> [MATERIAL PROVIDED]
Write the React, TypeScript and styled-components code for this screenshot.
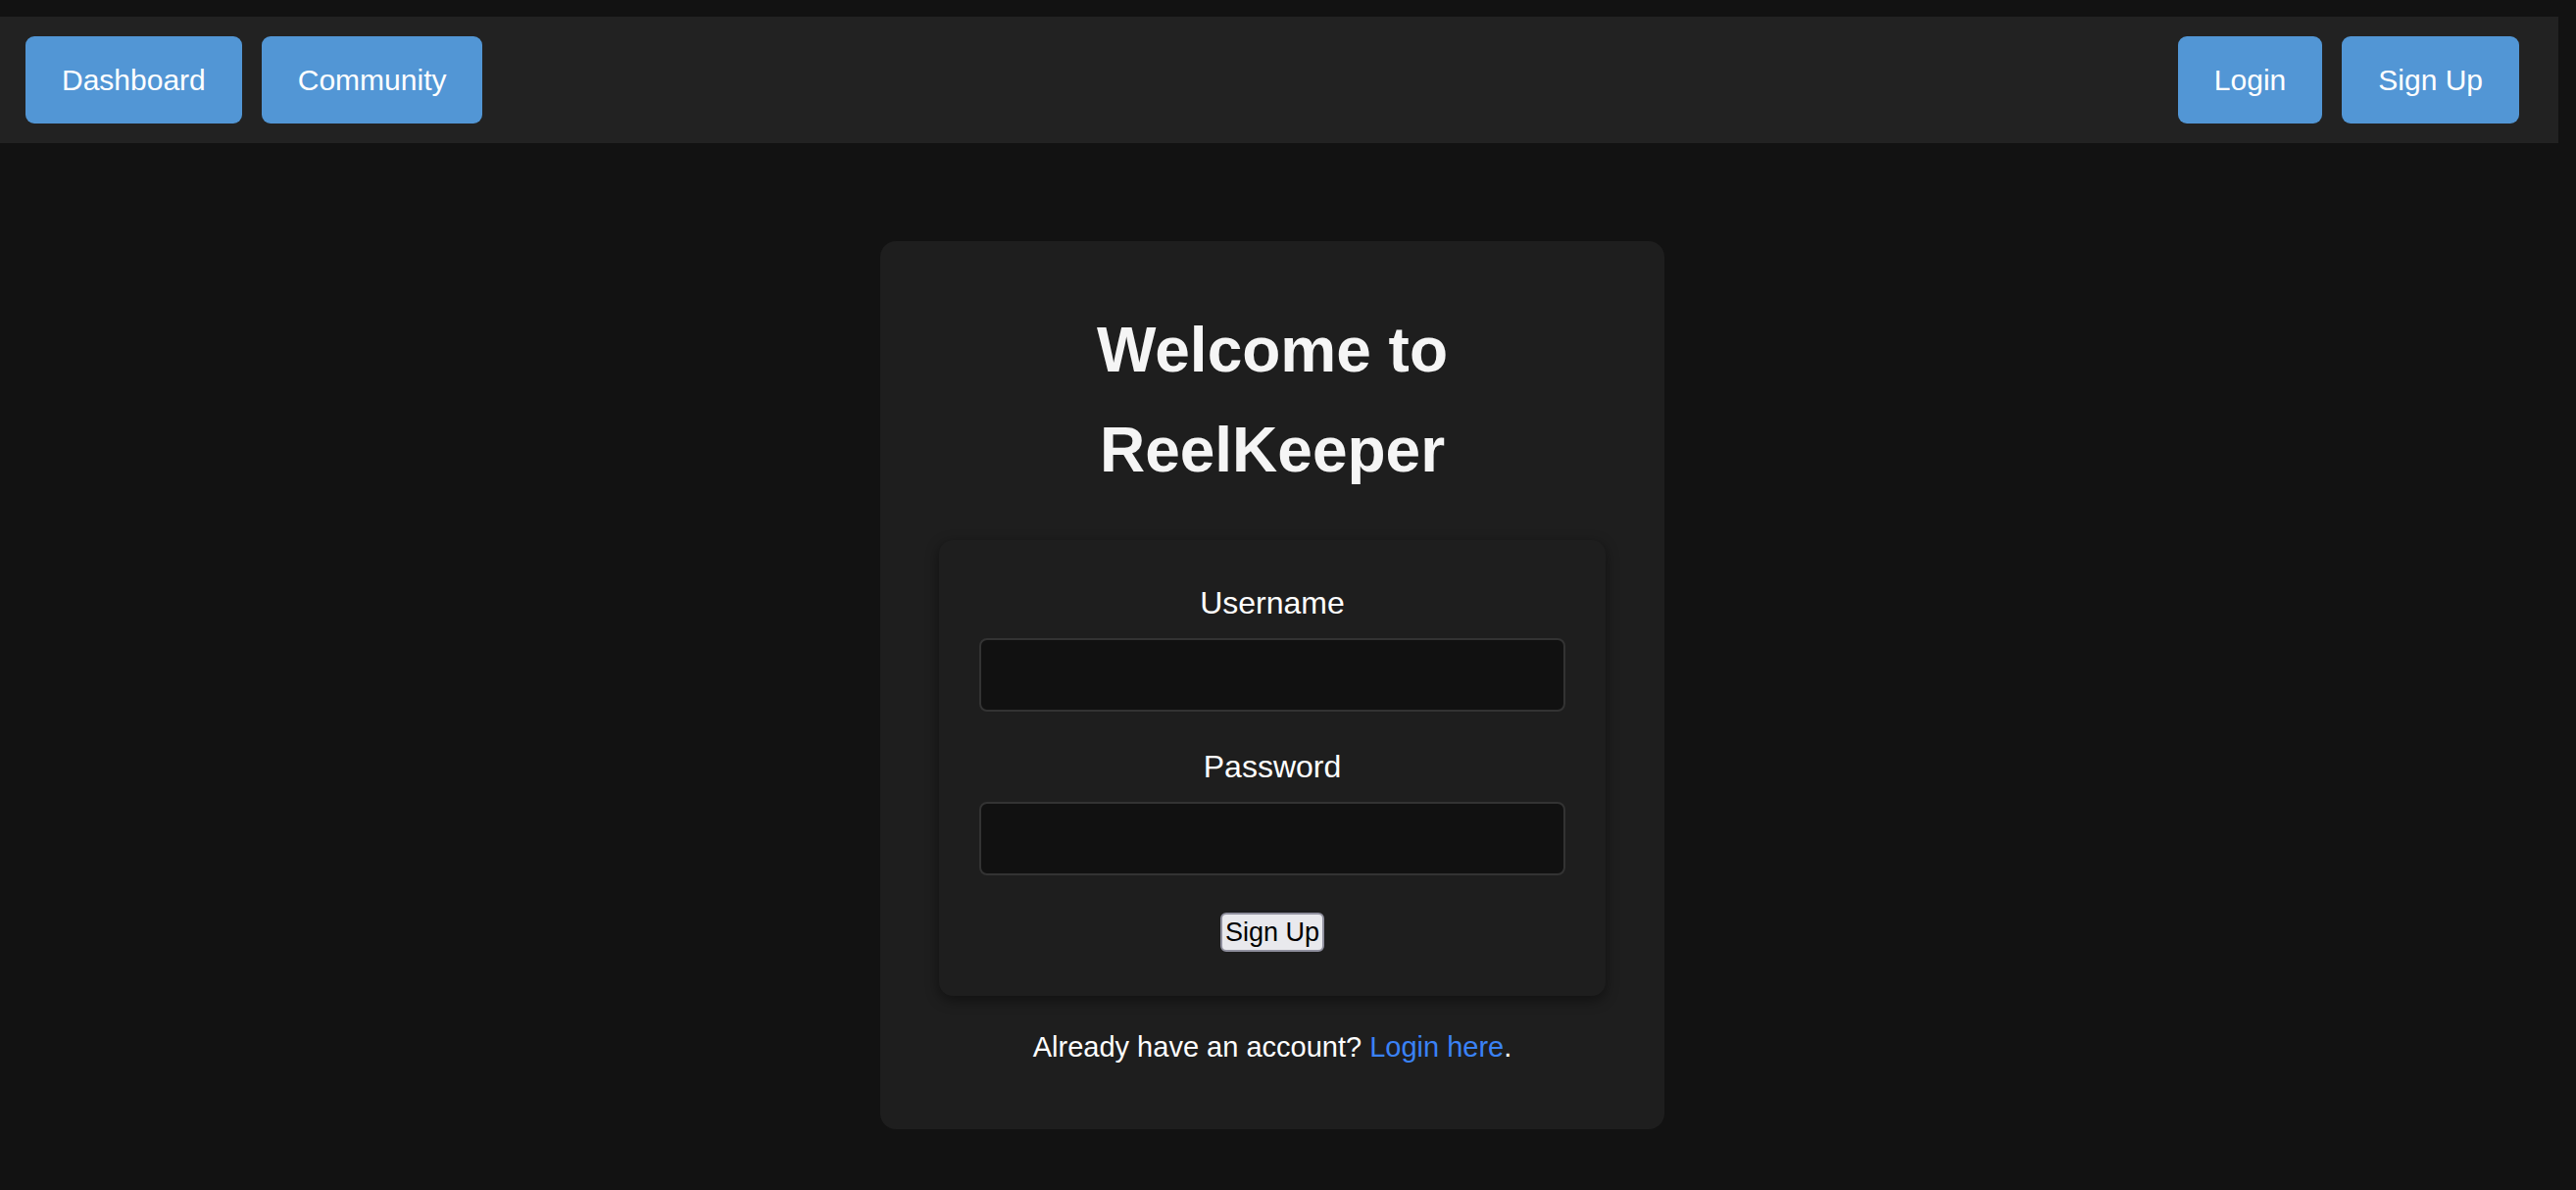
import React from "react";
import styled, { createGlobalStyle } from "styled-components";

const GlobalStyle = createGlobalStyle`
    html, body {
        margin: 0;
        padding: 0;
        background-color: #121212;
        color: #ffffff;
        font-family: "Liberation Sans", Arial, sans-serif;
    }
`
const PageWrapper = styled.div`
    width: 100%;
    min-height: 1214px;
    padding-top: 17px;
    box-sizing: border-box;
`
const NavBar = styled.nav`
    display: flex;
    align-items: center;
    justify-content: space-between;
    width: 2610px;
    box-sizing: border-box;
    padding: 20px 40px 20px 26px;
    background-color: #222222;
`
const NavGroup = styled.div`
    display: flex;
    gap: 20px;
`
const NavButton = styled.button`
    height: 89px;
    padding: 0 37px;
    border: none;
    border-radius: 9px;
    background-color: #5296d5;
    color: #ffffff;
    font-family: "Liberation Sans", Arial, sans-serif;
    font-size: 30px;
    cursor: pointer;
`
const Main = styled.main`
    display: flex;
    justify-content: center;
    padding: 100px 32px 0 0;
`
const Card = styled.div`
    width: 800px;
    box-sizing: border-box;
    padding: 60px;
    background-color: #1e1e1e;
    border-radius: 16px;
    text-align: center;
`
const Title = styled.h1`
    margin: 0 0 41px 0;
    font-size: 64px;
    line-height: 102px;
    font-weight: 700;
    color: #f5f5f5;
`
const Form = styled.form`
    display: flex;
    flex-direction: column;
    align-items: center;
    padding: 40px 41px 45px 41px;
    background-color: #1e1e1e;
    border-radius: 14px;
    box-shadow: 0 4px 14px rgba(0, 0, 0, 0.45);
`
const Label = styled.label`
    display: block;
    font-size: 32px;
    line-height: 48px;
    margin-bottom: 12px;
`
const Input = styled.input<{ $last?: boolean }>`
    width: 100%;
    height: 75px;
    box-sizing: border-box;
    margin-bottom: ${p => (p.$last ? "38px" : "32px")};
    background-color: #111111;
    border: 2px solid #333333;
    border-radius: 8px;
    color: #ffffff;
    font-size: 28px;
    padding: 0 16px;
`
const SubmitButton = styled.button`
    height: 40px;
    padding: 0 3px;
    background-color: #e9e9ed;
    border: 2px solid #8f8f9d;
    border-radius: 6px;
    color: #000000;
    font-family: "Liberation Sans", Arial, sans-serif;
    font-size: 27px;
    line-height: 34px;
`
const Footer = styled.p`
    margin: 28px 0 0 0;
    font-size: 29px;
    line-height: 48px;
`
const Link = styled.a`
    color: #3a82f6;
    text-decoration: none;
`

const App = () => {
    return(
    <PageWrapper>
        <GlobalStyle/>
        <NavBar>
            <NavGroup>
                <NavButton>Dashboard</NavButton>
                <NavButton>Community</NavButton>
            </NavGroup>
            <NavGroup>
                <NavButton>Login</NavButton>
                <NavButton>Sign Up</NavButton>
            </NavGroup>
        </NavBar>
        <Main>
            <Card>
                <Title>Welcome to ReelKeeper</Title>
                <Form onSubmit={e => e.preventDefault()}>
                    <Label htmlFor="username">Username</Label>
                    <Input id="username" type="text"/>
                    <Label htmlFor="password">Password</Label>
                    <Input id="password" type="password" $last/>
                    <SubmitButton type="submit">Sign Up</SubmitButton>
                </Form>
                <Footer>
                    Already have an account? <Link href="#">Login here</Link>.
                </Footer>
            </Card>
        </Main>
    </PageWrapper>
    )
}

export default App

> [TASK PROMPT] Using the data above, write out every line exactly, leaving the images behind.

> [REPLY TO THE EXERCISE]
Write the React, TypeScript and styled-components code for this screenshot.
import React from "react";
import styled, { createGlobalStyle } from "styled-components";

const GlobalStyle = createGlobalStyle`
    html, body {
        margin: 0;
        padding: 0;
        background-color: #121212;
        color: #ffffff;
        font-family: "Liberation Sans", Arial, sans-serif;
    }
`
const PageWrapper = styled.div`
    width: 100%;
    min-height: 1214px;
    padding-top: 17px;
    box-sizing: border-box;
`
const NavBar = styled.nav`
    display: flex;
    align-items: center;
    justify-content: space-between;
    width: 2610px;
    box-sizing: border-box;
    padding: 20px 40px 20px 26px;
    background-color: #222222;
`
const NavGroup = styled.div`
    display: flex;
    gap: 20px;
`
const NavButton = styled.button`
    height: 89px;
    padding: 0 37px;
    border: none;
    border-radius: 9px;
    background-color: #5296d5;
    color: #ffffff;
    font-family: "Liberation Sans", Arial, sans-serif;
    font-size: 30px;
    cursor: pointer;
`
const Main = styled.main`
    display: flex;
    justify-content: center;
    padding: 100px 32px 0 0;
`
const Card = styled.div`
    width: 800px;
    box-sizing: border-box;
    padding: 60px;
    background-color: #1e1e1e;
    border-radius: 16px;
    text-align: center;
`
const Title = styled.h1`
    margin: 0 0 41px 0;
    font-size: 64px;
    line-height: 102px;
    font-weight: 700;
    color: #f5f5f5;
`
const Form = styled.form`
    display: flex;
    flex-direction: column;
    align-items: center;
    padding: 40px 41px 45px 41px;
    background-color: #1e1e1e;
    border-radius: 14px;
    box-shadow: 0 4px 14px rgba(0, 0, 0, 0.45);
`
const Label = styled.label`
    display: block;
    font-size: 32px;
    line-height: 48px;
    margin-bottom: 12px;
`
const Input = styled.input<{ $last?: boolean }>`
    width: 100%;
    height: 75px;
    box-sizing: border-box;
    margin-bottom: ${p => (p.$last ? "38px" : "32px")};
    background-color: #111111;
    border: 2px solid #333333;
    border-radius: 8px;
    color: #ffffff;
    font-size: 28px;
    padding: 0 16px;
`
const SubmitButton = styled.button`
    height: 40px;
    padding: 0 3px;
    background-color: #e9e9ed;
    border: 2px solid #8f8f9d;
    border-radius: 6px;
    color: #000000;
    font-family: "Liberation Sans", Arial, sans-serif;
    font-size: 27px;
    line-height: 34px;
`
const Footer = styled.p`
    margin: 28px 0 0 0;
    font-size: 29px;
    line-height: 48px;
`
const Link = styled.a`
    color: #3a82f6;
    text-decoration: none;
`

const App = () => {
    return(
    <PageWrapper>
        <GlobalStyle/>
        <NavBar>
            <NavGroup>
                <NavButton>Dashboard</NavButton>
                <NavButton>Community</NavButton>
            </NavGroup>
            <NavGroup>
                <NavButton>Login</NavButton>
                <NavButton>Sign Up</NavButton>
            </NavGroup>
        </NavBar>
        <Main>
            <Card>
                <Title>Welcome to ReelKeeper</Title>
                <Form onSubmit={e => e.preventDefault()}>
                    <Label htmlFor="username">Username</Label>
                    <Input id="username" type="text"/>
                    <Label htmlFor="password">Password</Label>
                    <Input id="password" type="password" $last/>
                    <SubmitButton type="submit">Sign Up</SubmitButton>
                </Form>
                <Footer>
                    Already have an account? <Link href="#">Login here</Link>.
                </Footer>
            </Card>
        </Main>
    </PageWrapper>
    )
}

export default App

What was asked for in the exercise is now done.